Second, by boosting the dividend substantially, Costco is signaling to investors that it is confident about its future earnings growth
If It Was Easy, More Companies Would Do It
Costco benefits from a unique business model where customers pay a subscription fee to enter the store and shop. This model serves two significant purposes. First, the subscription fees contribute directly to Costco’s bottom line—an immediate and clear benefit for potential investors.
Second, the model ensures a degree of customer loyalty. Typically, the only reason members cancel their membership is if they feel they are not using it enough to justify the annual cost. In the case of Costco, the sustained membership renewal rates indicate that customers see substantial value in their subscriptions and are willing to pay more to continue accessing Costco’s services and products.
I’d call that a moat, even if some would disagree. And that’s another reason to invest in COST stock.
But Is COST Stock A Buy Right Now?
Should you invest in Costco stock for its dividend? Probably not. While Costco’s dividend is appealing, there are stocks with higher yields available if collecting dividends is your main investment goal.

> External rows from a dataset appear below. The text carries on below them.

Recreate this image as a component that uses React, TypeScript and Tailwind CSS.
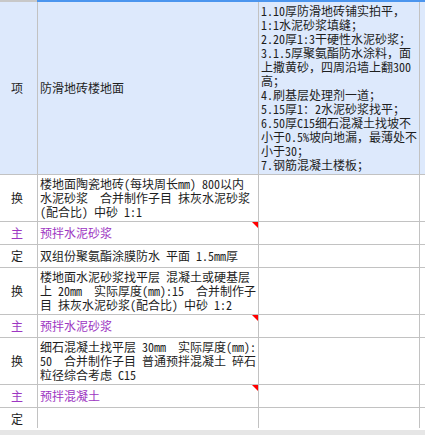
import React from "react";

type Row = {
  code: string;
  lines: string[];
  main?: boolean;
  h: string;
};

const specLines = [
  "1.10厚防滑地砖铺实拍平，",
  "1:1水泥砂浆填缝；",
  "2.20厚1:3干硬性水泥砂浆；",
  "3.1.5厚聚氨酯防水涂料，面",
  "上撒黄砂，四周沿墙上翻300",
  "高；",
  "4.刷基层处理剂一道；",
  "5.15厚1：2水泥砂浆找平；",
  "6.50厚C15细石混凝土找坡不",
  "小于0.5%坡向地漏，最薄处不",
  "小于30；",
  "7.钢筋混凝土楼板；",
];

const rows: Row[] = [
  {
    code: "换",
    h: "h-[47px]",
    lines: [
      "楼地面陶瓷地砖(每块周长mm) 800以内",
      "水泥砂浆　合并制作子目 抹灰水泥砂浆",
      "(配合比) 中砂 1:1",
    ],
  },
  { code: "主", h: "h-[23px]", main: true, lines: ["预拌水泥砂浆"] },
  { code: "定", h: "h-[23px]", lines: ["双组份聚氨酯涂膜防水 平面 1.5mm厚"] },
  {
    code: "换",
    h: "h-[47px]",
    lines: [
      "楼地面水泥砂浆找平层 混凝土或硬基层",
      "上 20mm　实际厚度(mm):15　合并制作子",
      "目 抹灰水泥砂浆(配合比) 中砂 1:2",
    ],
  },
  { code: "主", h: "h-[23px]", main: true, lines: ["预拌水泥砂浆"] },
  {
    code: "换",
    h: "h-[47px]",
    lines: [
      "细石混凝土找平层 30mm　实际厚度(mm):",
      "50　合并制作子目 普通预拌混凝土 碎石",
      "粒径综合考虑 C15",
    ],
  },
  { code: "主", h: "h-[23px]", main: true, lines: ["预拌混凝土"] },
  { code: "定", h: "h-[23px]", lines: [] },
];

const cell = "border-r border-b border-[#c2c2c2]";

export default function App() {
  return (
    <div
      className="w-[425px] h-[435px] bg-white text-[12px] leading-[14px] text-[#1e1e1e] overflow-hidden"
      style={{
        fontFamily:
          '"Noto Sans Mono CJK SC", "Noto Sans CJK SC", "DejaVu Sans Mono", monospace',
      }}
    >
      <div className="h-[428px] overflow-hidden">
        {/* header strip */}
        <div className="flex h-[2px]">
          <div className="w-[37px] bg-[#c8c8c8]" />
          <div className="flex-1 bg-[#4b95ee]" />
        </div>

        {/* item row */}
        <div className="flex h-[173px] bg-[#dde9fc]">
          <div className={`${cell} w-[38px] flex items-center pl-[11px]`}>项</div>
          <div className={`${cell} w-[221px] flex items-center pl-[2px]`}>防滑地砖楼地面</div>
          <div className={`${cell} w-[161px] flex flex-col justify-center pl-[2px] overflow-hidden`}>
            {specLines.map((l, i) => (
              <div key={i} className="whitespace-nowrap">
                {l}
              </div>
            ))}
          </div>
          <div className="flex-1 border-b border-[#c2c2c2]" />
        </div>

        {rows.map((r, i) => (
          <div key={i} className={`flex ${r.h}`}>
            <div
              className={`${cell} w-[38px] flex items-center pl-[11px] ${
                r.main ? "text-[#9d36c2]" : ""
              }`}
            >
              {r.code}
            </div>
            <div
              className={`${cell} relative w-[221px] flex flex-col justify-center pl-[2px] overflow-hidden ${
                r.main ? "text-[#9d36c2]" : ""
              }`}
            >
              {r.lines.map((l, j) => (
                <div key={j} className="whitespace-nowrap">
                  {l}
                </div>
              ))}
              {r.main && (
                <div className="absolute top-0 right-0 w-0 h-0 border-t-[6px] border-l-[6px] border-t-[#ff0000] border-l-transparent" />
              )}
            </div>
            <div className={`${cell} w-[161px]`} />
            <div className="flex-1 border-b border-[#c2c2c2]" />
          </div>
        ))}
      </div>
      <div className="h-[2px] bg-white" />
      <div className="h-[5px] bg-[#e6e6e6]" />
    </div>
  );
}
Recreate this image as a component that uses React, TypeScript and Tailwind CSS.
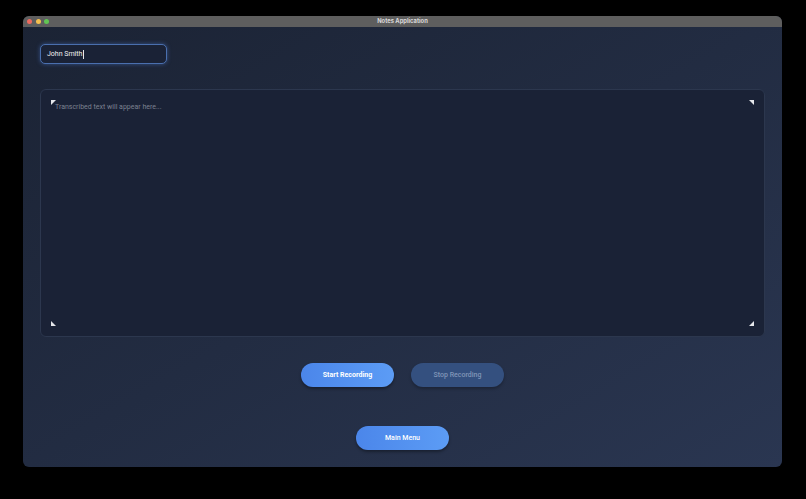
import React from "react";

function Corner({ rot }: { rot: string }) {
  return (
    <svg width="5" height="5" viewBox="0 0 5 5" className={rot}>
      <polygon points="0,0 5,0 0,5" fill="#e5e7eb" />
    </svg>
  );
}

export default function App() {
  return (
    <div className="w-[806px] h-[499px] bg-black relative" style={{ fontFamily: "Roboto, Inter, 'Liberation Sans', sans-serif" }}>
      <div className="absolute left-[23px] top-[16px] w-[759px] h-[451px] rounded-[6px] overflow-hidden flex flex-col bg-gradient-to-br from-[#1b2334] via-[#222c42] to-[#2a3651]">
        <div className="h-[11px] bg-[#5e5e5e] flex items-center relative shrink-0">
          <div className="flex gap-[3.5px] pl-[4px]">
            <span className="w-[5px] h-[5px] rounded-full bg-[#ec6a5e]" />
            <span className="w-[5px] h-[5px] rounded-full bg-[#f4bf4f]" />
            <span className="w-[5px] h-[5px] rounded-full bg-[#61c554]" />
          </div>
          <div className="absolute inset-0 flex items-center justify-center text-[5.8px] font-bold text-[#dadada]" style={{ fontFamily: "Inter, sans-serif" }}>Notes Application</div>
        </div>
        <div className="flex-1 flex flex-col px-[17px] pt-[17px] pb-[17px]">
          <div className="w-[127px] h-[20px] rounded-[5px] border border-[#4a6fae] bg-[#1a2236] shadow-[0_0_4px_rgba(80,130,220,0.5)] flex items-center pl-[6px] pt-[1px] text-[7px] text-[#f0f0f0]">
            John Smith<span className="w-[0.6px] h-[9px] bg-[#e5e7eb] ml-[0.5px]" />
          </div>
          <div className="mt-[25px] h-[248px] rounded-[6px] border border-[#2c374e] bg-[#1a2236] relative">
            <div className="absolute left-[14px] top-[12px] text-[7px] text-[#7a8190]">Transcribed text will appear here...</div>
            <div className="absolute left-[10px] top-[10px]"><Corner rot="" /></div>
            <div className="absolute right-[10px] top-[10px]"><Corner rot="rotate-90" /></div>
            <div className="absolute left-[10px] bottom-[10px]"><Corner rot="-rotate-90" /></div>
            <div className="absolute right-[10px] bottom-[10px]"><Corner rot="rotate-180" /></div>
          </div>
          <div className="mt-[26px] flex justify-center gap-[17px]">
            <button className="w-[93px] h-[24px] rounded-full bg-gradient-to-r from-[#4b86ea] to-[#5c9cf5] text-white text-[7px] font-bold shadow-[0_2px_3px_rgba(0,0,0,0.35)]">Start Recording</button>
            <button className="w-[93px] h-[24px] rounded-full bg-[#34507f] text-[#8196b8] text-[7px] font-medium shadow-[0_2px_3px_rgba(0,0,0,0.25)]">Stop Recording</button>
          </div>
          <div className="mt-[39px] flex justify-center">
            <button className="w-[93px] h-[24px] rounded-full bg-gradient-to-r from-[#4b86ea] to-[#5c9cf5] text-white text-[7px] font-medium shadow-[0_2px_3px_rgba(0,0,0,0.35)]">Main Menu</button>
          </div>
        </div>
      </div>
    </div>
  );
}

Owning shares of Costco is somewhat analogous to owning shares of Apple (NASDAQ:AAPL); both companies have substantial cash reserves, making the dividend almost a secondary consideration. The dividend, while a nice bonus, is not the primary reason to invest in either company.
Continuing this comparison, Apple is currently having a challenging year, with investor concerns centered around revenue and earnings, potentially making AAPL stock look slightly undervalued. In contrast, Costco is experiencing a strong year, with no apparent worries from investors regarding its financial performance, leading some to argue that COST stock might be overvalued.
Another aspect to consider is the history of stock splits for both companies. Apple last split its stock in 2020, marking the fifth time doing so. Costco, on the other hand, hasn’t split its stock since 2000. Given that COST stock is trading at 46 times earnings and with a stock price well over $700, a potential stock split could be an additional way for Costco to reward its investors in 2024, possibly making the stock more accessible to a broader base of investors that would attract many new investors that have been sitting on the sidelines for years, if not decades.